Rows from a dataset
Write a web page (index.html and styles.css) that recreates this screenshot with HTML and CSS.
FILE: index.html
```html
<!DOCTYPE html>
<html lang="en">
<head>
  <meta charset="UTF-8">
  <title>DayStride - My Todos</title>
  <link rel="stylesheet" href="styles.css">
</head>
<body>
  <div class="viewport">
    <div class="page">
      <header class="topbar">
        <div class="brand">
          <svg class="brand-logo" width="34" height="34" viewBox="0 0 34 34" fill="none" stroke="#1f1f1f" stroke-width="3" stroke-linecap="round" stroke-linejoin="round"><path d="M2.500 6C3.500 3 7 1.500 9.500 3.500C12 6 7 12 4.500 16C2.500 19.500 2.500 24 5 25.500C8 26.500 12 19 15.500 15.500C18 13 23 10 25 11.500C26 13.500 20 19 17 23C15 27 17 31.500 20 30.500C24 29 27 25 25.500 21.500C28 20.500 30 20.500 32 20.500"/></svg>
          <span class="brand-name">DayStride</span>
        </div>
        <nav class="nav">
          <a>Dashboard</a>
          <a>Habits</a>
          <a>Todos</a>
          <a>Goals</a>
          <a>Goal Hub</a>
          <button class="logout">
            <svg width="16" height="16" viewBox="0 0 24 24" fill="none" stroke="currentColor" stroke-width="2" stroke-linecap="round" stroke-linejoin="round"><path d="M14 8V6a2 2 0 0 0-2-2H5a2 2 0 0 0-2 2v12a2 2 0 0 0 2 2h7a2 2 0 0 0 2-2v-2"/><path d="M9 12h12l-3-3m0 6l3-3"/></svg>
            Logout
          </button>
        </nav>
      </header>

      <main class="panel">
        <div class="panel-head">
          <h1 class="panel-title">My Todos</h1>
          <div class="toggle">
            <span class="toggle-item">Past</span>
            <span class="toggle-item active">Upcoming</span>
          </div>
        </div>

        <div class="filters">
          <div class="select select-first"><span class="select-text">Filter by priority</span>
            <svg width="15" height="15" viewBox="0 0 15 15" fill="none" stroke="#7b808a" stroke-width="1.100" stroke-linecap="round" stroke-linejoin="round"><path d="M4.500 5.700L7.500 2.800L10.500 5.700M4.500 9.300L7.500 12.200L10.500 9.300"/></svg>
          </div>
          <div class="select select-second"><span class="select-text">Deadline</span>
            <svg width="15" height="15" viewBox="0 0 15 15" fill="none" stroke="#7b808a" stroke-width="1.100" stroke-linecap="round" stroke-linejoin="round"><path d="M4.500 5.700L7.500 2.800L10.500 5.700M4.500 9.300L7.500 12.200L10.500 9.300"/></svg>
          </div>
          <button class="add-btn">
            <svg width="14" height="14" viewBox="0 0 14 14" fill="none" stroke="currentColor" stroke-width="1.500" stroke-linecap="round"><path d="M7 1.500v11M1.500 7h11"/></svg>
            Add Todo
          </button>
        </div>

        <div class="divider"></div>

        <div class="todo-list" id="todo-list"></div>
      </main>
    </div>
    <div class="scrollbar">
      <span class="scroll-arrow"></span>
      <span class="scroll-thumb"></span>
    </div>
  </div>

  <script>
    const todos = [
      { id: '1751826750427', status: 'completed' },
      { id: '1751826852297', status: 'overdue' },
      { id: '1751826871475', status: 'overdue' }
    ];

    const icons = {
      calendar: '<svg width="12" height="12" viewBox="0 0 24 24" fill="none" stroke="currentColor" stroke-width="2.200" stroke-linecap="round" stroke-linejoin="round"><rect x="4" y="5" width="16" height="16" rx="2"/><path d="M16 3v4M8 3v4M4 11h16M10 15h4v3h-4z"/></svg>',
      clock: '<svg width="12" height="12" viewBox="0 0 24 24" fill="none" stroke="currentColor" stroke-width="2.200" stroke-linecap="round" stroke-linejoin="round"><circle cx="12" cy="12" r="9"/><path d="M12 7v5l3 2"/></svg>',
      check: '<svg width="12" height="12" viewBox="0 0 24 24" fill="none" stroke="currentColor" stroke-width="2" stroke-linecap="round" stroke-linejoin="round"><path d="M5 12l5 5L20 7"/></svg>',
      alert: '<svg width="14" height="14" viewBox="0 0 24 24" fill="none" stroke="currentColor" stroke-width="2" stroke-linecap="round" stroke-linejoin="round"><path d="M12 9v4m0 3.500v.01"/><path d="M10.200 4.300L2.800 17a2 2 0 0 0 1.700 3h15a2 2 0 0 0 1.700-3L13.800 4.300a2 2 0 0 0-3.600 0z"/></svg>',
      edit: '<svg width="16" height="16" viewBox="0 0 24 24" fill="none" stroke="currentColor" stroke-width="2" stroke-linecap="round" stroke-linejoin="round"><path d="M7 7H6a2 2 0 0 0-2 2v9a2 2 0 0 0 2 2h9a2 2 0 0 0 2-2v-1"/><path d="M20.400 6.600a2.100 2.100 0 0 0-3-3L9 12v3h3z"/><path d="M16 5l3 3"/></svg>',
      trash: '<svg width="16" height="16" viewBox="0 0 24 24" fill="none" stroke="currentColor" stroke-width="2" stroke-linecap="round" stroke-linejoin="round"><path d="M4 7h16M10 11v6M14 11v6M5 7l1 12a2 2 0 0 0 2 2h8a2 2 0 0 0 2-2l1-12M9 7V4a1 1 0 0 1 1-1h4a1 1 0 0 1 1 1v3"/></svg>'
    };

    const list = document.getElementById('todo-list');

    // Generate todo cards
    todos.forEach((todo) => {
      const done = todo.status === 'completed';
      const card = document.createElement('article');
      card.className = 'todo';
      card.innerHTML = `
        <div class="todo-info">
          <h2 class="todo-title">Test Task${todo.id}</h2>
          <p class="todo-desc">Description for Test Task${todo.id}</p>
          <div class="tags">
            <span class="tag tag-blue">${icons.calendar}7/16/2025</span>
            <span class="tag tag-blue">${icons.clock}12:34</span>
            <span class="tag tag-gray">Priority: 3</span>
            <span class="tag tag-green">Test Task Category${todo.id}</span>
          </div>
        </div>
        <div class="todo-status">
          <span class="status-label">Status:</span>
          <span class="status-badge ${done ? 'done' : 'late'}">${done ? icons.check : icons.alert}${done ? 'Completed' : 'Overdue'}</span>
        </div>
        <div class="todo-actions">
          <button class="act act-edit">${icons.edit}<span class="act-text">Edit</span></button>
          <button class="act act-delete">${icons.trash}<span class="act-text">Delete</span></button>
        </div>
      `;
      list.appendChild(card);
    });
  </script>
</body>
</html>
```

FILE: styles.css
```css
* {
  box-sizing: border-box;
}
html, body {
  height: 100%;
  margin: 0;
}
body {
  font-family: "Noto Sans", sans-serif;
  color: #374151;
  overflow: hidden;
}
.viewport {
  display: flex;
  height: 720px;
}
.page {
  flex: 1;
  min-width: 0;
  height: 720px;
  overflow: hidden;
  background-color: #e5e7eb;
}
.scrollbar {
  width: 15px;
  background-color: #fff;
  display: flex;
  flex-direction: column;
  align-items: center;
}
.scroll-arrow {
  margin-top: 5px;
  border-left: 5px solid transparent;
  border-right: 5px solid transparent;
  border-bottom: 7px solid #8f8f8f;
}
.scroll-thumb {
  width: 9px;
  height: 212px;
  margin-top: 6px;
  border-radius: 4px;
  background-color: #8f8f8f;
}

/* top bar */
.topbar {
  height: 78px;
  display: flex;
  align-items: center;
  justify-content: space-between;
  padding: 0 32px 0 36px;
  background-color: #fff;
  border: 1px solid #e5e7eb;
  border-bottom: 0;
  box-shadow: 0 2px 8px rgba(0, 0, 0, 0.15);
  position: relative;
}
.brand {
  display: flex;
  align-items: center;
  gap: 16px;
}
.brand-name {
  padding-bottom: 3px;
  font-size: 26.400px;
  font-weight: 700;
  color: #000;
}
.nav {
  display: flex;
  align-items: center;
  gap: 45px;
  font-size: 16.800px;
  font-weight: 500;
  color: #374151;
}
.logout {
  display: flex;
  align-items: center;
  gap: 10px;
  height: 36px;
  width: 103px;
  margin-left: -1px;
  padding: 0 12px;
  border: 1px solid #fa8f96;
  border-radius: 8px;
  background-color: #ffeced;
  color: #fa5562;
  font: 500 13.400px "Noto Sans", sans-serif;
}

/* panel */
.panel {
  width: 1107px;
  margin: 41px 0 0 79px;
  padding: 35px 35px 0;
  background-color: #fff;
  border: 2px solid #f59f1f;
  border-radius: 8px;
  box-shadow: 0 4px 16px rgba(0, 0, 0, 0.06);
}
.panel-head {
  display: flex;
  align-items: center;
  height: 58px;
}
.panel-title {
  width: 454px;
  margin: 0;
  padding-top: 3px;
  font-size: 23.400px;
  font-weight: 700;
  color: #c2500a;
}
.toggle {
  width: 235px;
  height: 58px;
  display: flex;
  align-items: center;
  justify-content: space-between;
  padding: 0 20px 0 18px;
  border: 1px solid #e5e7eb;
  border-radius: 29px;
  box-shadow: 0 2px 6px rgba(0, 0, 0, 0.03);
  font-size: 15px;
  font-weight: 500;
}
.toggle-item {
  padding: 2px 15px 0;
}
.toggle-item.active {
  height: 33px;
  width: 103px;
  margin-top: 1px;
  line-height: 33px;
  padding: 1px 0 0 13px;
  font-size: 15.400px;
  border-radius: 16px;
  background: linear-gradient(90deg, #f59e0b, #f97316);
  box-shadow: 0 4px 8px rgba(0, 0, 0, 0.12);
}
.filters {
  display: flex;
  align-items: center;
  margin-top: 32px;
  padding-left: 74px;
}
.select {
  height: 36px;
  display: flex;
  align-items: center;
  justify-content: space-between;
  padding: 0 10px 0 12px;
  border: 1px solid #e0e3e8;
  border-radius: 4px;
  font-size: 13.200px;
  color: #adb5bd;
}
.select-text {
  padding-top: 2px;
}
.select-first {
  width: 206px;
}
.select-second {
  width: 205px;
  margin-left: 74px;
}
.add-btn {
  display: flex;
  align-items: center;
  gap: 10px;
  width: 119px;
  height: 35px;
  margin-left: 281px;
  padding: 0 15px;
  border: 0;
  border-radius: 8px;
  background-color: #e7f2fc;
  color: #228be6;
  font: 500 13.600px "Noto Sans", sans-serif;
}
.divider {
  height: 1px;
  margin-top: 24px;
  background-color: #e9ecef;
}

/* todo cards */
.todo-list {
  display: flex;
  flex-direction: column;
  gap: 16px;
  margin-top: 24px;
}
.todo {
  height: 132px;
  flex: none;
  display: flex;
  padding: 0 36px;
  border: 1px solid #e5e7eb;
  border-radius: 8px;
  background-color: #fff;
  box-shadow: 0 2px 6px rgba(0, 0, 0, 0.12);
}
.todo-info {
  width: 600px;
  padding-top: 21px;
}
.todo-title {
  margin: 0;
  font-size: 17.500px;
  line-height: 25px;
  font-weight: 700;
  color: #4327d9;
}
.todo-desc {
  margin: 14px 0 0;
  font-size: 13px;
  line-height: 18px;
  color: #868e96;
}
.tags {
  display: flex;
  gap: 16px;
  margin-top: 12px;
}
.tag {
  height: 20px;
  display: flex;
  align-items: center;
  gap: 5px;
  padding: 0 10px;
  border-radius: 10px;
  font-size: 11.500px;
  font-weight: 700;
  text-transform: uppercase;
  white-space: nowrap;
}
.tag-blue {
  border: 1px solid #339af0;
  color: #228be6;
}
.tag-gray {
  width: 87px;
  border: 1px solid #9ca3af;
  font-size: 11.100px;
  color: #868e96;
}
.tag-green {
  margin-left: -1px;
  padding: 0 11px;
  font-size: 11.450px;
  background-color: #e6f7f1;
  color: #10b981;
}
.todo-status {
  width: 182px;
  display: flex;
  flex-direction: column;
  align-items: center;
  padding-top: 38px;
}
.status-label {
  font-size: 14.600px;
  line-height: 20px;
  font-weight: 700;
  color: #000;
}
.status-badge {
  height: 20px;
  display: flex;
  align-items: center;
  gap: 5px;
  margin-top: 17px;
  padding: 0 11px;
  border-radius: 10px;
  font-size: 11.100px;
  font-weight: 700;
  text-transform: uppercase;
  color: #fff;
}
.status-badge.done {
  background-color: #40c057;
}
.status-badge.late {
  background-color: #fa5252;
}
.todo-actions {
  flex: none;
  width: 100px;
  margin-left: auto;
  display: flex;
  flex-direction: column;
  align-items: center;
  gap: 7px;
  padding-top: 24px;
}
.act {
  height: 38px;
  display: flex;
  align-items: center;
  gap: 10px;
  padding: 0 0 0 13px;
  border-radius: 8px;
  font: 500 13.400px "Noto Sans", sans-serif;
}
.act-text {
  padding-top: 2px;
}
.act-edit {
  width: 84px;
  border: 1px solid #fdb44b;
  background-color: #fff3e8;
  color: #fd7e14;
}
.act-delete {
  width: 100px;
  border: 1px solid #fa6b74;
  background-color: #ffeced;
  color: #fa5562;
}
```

...

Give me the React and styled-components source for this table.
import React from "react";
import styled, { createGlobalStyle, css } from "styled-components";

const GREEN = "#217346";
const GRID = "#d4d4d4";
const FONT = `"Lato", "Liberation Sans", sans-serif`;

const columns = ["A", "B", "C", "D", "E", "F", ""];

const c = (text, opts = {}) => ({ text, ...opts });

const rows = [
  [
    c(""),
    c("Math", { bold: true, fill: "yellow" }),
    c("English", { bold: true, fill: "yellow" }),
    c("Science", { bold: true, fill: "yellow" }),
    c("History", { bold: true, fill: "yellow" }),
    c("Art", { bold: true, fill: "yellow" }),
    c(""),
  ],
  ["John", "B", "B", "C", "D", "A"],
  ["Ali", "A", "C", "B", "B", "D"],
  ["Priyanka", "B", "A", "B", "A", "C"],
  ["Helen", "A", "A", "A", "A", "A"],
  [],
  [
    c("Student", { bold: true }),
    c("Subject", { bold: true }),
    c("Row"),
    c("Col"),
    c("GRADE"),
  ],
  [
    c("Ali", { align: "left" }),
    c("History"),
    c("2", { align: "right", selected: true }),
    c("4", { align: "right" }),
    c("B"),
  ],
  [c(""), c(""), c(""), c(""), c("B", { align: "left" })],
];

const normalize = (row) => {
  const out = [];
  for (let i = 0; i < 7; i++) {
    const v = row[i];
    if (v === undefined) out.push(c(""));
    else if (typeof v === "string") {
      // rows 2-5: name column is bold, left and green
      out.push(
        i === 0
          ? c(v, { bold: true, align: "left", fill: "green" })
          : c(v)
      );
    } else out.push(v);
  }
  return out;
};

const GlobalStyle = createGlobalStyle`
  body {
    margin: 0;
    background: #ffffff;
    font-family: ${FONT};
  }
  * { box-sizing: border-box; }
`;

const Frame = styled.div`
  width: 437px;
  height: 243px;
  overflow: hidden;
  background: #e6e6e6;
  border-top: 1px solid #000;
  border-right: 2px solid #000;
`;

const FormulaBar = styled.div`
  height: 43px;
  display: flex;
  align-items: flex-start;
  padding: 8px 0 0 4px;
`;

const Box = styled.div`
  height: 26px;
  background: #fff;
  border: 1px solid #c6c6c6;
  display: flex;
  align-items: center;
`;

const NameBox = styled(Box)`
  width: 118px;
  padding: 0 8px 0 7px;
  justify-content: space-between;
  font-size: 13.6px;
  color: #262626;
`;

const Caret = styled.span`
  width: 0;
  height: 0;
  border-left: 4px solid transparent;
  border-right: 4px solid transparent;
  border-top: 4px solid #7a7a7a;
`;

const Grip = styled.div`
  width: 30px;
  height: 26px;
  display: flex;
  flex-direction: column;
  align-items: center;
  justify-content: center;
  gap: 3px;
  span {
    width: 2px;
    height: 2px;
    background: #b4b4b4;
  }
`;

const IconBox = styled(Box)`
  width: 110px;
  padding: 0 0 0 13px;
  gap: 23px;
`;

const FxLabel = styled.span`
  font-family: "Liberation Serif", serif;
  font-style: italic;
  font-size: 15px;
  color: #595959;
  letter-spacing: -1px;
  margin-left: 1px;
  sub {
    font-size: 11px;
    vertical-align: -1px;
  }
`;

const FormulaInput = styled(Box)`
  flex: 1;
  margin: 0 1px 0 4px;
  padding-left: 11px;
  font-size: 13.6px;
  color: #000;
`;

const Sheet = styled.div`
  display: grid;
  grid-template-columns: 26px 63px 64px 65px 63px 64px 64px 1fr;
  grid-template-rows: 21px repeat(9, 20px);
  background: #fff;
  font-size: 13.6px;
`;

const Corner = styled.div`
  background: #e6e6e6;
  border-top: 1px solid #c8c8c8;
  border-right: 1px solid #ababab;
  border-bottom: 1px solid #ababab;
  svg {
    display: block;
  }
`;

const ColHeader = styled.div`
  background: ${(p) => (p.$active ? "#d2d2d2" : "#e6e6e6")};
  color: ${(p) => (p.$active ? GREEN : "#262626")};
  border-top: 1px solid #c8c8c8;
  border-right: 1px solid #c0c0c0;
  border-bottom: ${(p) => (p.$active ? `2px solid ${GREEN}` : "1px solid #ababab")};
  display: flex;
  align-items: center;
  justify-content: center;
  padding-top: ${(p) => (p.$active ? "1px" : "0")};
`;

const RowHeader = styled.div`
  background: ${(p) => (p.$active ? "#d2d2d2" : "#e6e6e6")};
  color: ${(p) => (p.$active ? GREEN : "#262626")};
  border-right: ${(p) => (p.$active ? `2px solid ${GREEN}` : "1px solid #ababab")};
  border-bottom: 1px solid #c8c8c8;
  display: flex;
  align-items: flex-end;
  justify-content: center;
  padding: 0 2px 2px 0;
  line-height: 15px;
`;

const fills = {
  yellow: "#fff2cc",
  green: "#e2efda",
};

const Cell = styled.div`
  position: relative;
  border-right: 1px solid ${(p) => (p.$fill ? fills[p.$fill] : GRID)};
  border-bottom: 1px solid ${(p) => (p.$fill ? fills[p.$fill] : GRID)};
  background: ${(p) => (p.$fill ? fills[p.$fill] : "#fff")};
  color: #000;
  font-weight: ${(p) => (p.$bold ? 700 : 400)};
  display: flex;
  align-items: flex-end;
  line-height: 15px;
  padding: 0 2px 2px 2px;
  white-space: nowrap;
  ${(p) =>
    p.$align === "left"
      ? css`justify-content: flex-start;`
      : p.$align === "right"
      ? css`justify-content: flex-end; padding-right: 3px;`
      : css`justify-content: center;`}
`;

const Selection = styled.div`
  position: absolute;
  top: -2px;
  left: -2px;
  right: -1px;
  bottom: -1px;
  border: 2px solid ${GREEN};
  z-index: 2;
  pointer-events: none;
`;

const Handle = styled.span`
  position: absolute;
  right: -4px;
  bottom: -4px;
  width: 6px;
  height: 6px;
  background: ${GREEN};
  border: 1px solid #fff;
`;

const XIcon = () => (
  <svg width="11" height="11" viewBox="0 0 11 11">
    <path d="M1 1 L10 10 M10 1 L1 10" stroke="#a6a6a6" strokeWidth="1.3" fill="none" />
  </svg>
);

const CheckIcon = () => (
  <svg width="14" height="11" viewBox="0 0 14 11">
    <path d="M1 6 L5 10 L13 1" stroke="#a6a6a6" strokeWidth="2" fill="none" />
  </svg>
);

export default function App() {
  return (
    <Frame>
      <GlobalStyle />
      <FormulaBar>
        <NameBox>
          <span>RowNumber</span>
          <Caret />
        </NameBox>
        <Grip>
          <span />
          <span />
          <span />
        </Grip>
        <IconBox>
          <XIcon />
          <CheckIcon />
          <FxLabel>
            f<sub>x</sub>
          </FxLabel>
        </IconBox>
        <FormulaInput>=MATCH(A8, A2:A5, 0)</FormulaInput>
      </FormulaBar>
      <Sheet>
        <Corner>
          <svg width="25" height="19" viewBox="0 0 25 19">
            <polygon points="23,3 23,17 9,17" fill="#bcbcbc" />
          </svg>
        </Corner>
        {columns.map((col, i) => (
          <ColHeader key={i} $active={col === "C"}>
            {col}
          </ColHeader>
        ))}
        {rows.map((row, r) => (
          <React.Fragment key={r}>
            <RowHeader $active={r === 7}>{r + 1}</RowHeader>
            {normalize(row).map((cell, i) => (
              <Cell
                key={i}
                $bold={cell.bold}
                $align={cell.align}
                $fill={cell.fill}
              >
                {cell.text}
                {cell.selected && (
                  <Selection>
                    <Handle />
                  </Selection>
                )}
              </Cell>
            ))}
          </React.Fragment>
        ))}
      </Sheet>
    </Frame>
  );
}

#### [PROBLEM REQUIREMENTS]
Work through the records line by line and tally those holding "this". Reply with the number alone.

#### [FINAL RESULT]
2